The derivative of $x[t]$ can be approximated as,

$\frac{d x(t) }{dt} = \frac{x[t+\Delta t] - x[t]}{\Delta t}$

where $\Delta t$ is a ‘reasonable’ choice of discretization step. Appropriate choice of $\Delta t$ is crucial in designing control laws and in studying dynamic systems via simulations. A smaller $\Delta t$ although guarantees better accuracy results in large simulation times, where as a larger $\Delta t$ gives faster simulation results but has poorer accuracy. Choosing $\Delta t$ correctly can give accurate results in reasonable time. Simulation of dynamic systems will be dealt in a different section. Typically $\Delta t$ is chosen as a very small number $0.001s$, however, if the system is highly nonlinear and has millions of parameters (neural networks for example) a much smaller $\Delta t$ (of the order of $10^{-6}$) is warranted.

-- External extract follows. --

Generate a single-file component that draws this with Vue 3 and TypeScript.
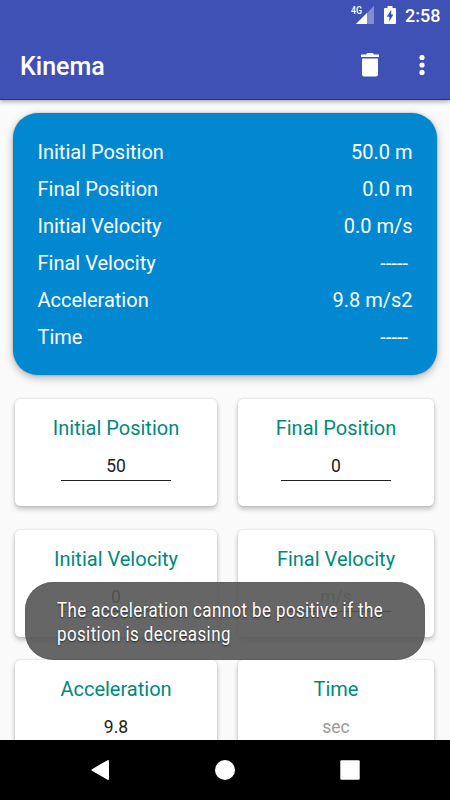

The system dynamics equations now become,

$\frac{x[t+\Delta t] - x[t]}{\Delta t} = A x(t) + B u(t)$ $x[t+\Delta t] = x[t]+ A \Delta t x(t) + B\Delta t u(t)$ $x[t+\Delta t] = (I+ A \Delta t) x(t) + B\Delta t u(t)$

Note, if all the eigen values of $A$ have negative real parts, then the real parts of eigen values of $(I+ A \Delta t)$ for a sufficiently small $\Delta t$ are less than 1, and $e^{At}$ or $(I+ A \Delta t)^k$ both converge to $0$ as $t,k \rightarrow \infty $.

Conclusion:

In this section, we saw how solutions of system dynamics equations represetented in state space form can be calculated. We also saw that if the real part of eigen values of a continuous system are negative or a discrete system have magnitudes less than 1, then the system’s state go to zero when no control is applied. This property is crucial and will be exploited to design control laws. However, before designing control laws, it is important to test if the system is actually controllable. Further, as control law is a function of estimated states, it is important to verify if all the states can be estimated, i.e. are observable. Concepts of controllability and observability are developed to address these specific questions, and we will study them next.